- [Short problem] Skip all pictures, then print the remaining material exactly.

:: Given data ::

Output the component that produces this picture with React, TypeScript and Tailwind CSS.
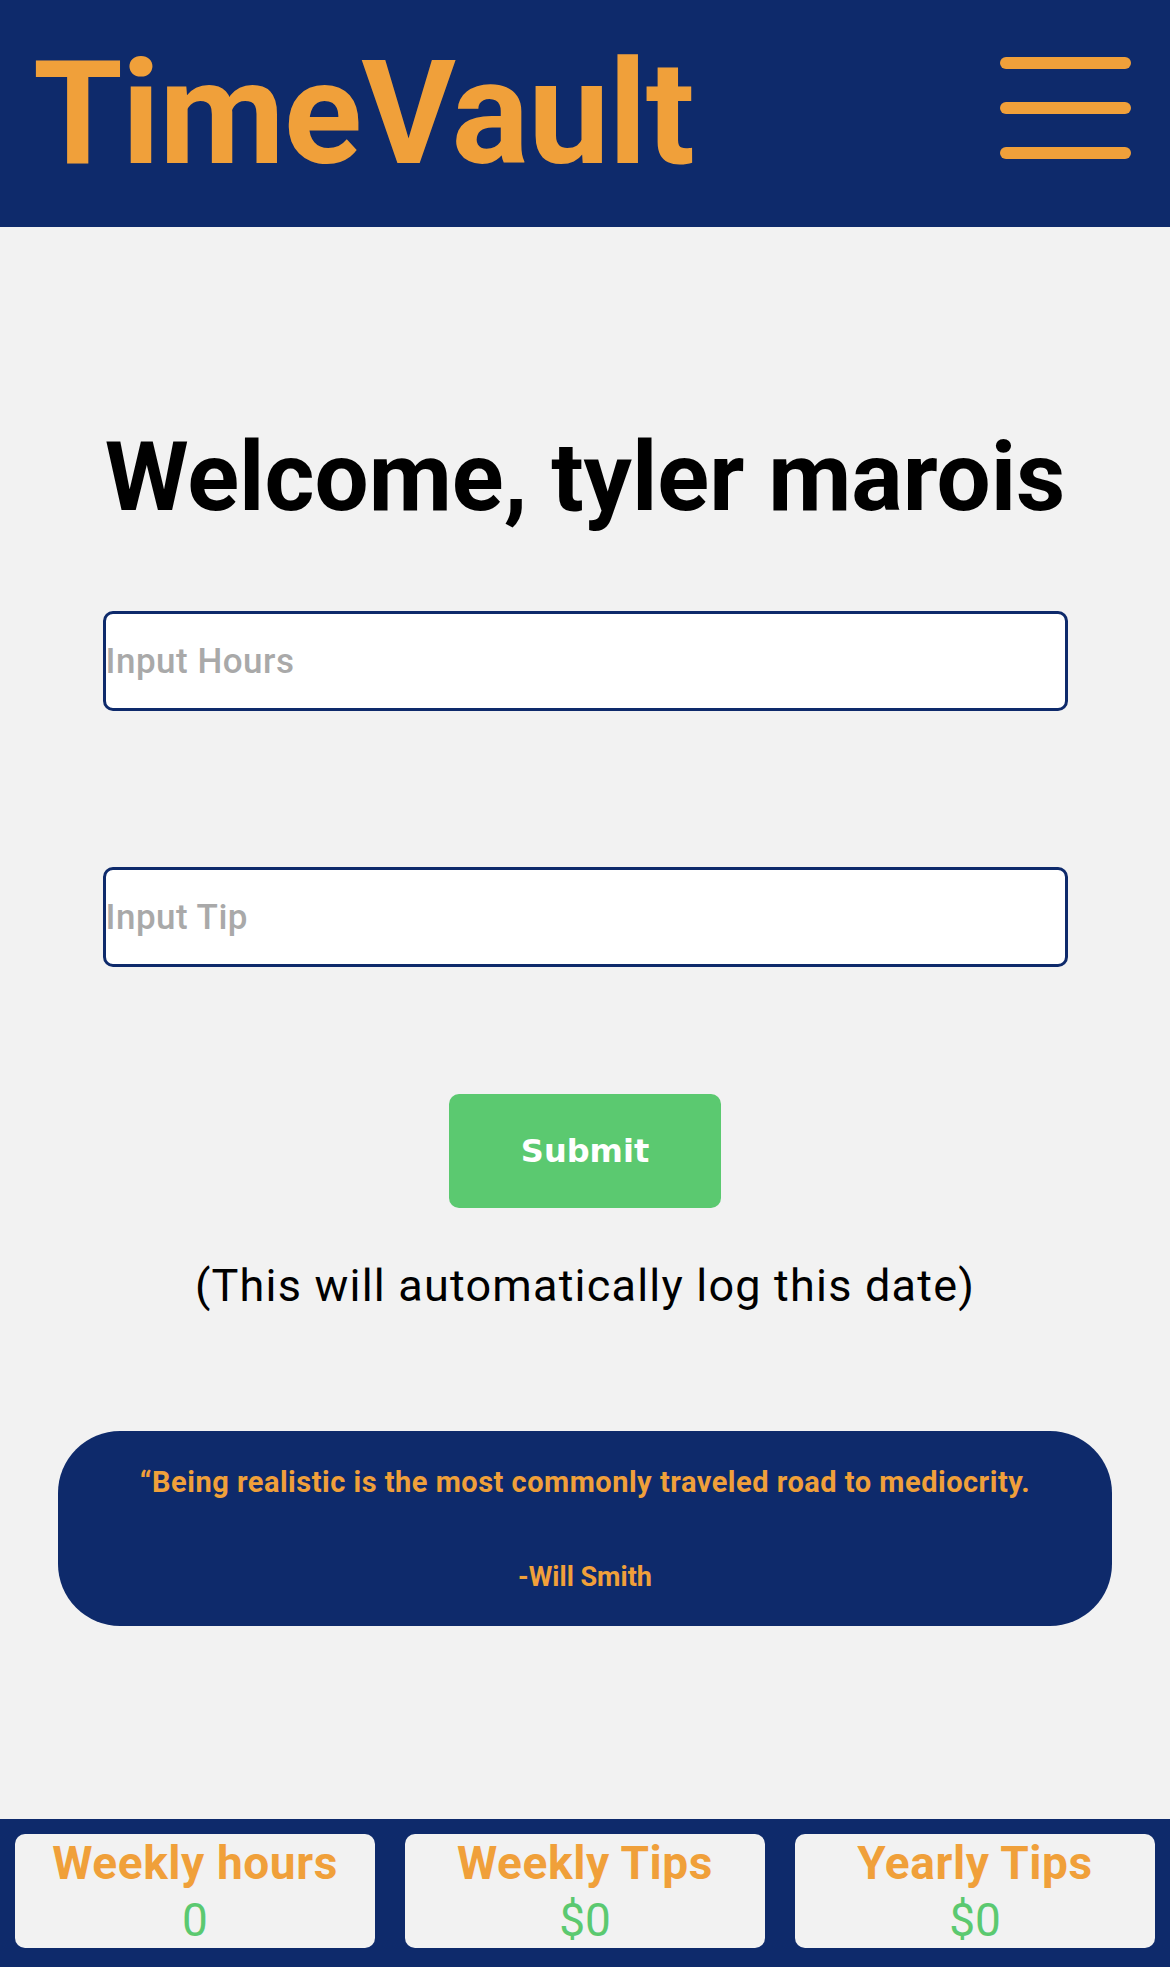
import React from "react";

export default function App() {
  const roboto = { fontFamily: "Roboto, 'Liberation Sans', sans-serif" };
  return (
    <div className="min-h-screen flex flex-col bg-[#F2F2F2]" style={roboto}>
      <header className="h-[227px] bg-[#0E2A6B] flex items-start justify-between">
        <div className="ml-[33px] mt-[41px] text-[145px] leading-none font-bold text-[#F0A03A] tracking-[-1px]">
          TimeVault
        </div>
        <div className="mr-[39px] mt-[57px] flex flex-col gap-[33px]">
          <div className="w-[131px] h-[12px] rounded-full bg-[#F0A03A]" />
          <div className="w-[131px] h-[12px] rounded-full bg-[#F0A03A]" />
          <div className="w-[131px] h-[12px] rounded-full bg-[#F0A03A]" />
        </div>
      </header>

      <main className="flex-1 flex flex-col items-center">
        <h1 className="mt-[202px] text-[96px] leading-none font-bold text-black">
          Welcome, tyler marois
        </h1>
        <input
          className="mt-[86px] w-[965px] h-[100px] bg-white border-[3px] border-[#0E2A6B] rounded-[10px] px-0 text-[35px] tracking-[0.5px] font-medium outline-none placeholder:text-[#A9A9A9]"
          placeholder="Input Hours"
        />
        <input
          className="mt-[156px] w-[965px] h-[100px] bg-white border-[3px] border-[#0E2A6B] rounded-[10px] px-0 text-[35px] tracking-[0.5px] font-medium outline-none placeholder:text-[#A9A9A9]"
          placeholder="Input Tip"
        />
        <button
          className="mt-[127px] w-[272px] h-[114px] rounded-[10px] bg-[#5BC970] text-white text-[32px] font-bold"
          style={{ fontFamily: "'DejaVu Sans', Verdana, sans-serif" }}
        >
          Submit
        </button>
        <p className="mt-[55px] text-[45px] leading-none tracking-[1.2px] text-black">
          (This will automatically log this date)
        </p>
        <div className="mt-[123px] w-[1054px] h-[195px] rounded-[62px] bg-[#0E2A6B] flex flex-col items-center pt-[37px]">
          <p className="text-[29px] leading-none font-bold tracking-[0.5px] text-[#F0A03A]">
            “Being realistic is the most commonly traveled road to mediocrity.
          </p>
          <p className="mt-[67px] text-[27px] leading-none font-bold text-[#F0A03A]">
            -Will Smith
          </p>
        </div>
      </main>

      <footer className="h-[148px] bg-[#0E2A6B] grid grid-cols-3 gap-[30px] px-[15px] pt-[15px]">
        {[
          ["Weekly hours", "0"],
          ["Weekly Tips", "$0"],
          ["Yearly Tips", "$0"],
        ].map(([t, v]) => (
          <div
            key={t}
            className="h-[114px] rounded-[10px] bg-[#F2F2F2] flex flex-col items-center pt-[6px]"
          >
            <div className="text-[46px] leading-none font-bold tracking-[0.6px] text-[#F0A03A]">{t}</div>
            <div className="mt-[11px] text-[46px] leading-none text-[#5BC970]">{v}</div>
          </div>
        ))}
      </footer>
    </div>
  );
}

:::

- [Expected answer]
Output the component that produces this picture with React, TypeScript and Tailwind CSS.
import React from "react";

export default function App() {
  const roboto = { fontFamily: "Roboto, 'Liberation Sans', sans-serif" };
  return (
    <div className="min-h-screen flex flex-col bg-[#F2F2F2]" style={roboto}>
      <header className="h-[227px] bg-[#0E2A6B] flex items-start justify-between">
        <div className="ml-[33px] mt-[41px] text-[145px] leading-none font-bold text-[#F0A03A] tracking-[-1px]">
          TimeVault
        </div>
        <div className="mr-[39px] mt-[57px] flex flex-col gap-[33px]">
          <div className="w-[131px] h-[12px] rounded-full bg-[#F0A03A]" />
          <div className="w-[131px] h-[12px] rounded-full bg-[#F0A03A]" />
          <div className="w-[131px] h-[12px] rounded-full bg-[#F0A03A]" />
        </div>
      </header>

      <main className="flex-1 flex flex-col items-center">
        <h1 className="mt-[202px] text-[96px] leading-none font-bold text-black">
          Welcome, tyler marois
        </h1>
        <input
          className="mt-[86px] w-[965px] h-[100px] bg-white border-[3px] border-[#0E2A6B] rounded-[10px] px-0 text-[35px] tracking-[0.5px] font-medium outline-none placeholder:text-[#A9A9A9]"
          placeholder="Input Hours"
        />
        <input
          className="mt-[156px] w-[965px] h-[100px] bg-white border-[3px] border-[#0E2A6B] rounded-[10px] px-0 text-[35px] tracking-[0.5px] font-medium outline-none placeholder:text-[#A9A9A9]"
          placeholder="Input Tip"
        />
        <button
          className="mt-[127px] w-[272px] h-[114px] rounded-[10px] bg-[#5BC970] text-white text-[32px] font-bold"
          style={{ fontFamily: "'DejaVu Sans', Verdana, sans-serif" }}
        >
          Submit
        </button>
        <p className="mt-[55px] text-[45px] leading-none tracking-[1.2px] text-black">
          (This will automatically log this date)
        </p>
        <div className="mt-[123px] w-[1054px] h-[195px] rounded-[62px] bg-[#0E2A6B] flex flex-col items-center pt-[37px]">
          <p className="text-[29px] leading-none font-bold tracking-[0.5px] text-[#F0A03A]">
            “Being realistic is the most commonly traveled road to mediocrity.
          </p>
          <p className="mt-[67px] text-[27px] leading-none font-bold text-[#F0A03A]">
            -Will Smith
          </p>
        </div>
      </main>

      <footer className="h-[148px] bg-[#0E2A6B] grid grid-cols-3 gap-[30px] px-[15px] pt-[15px]">
        {[
          ["Weekly hours", "0"],
          ["Weekly Tips", "$0"],
          ["Yearly Tips", "$0"],
        ].map(([t, v]) => (
          <div
            key={t}
            className="h-[114px] rounded-[10px] bg-[#F2F2F2] flex flex-col items-center pt-[6px]"
          >
            <div className="text-[46px] leading-none font-bold tracking-[0.6px] text-[#F0A03A]">{t}</div>
            <div className="mt-[11px] text-[46px] leading-none text-[#5BC970]">{v}</div>
          </div>
        ))}
      </footer>
    </div>
  );
}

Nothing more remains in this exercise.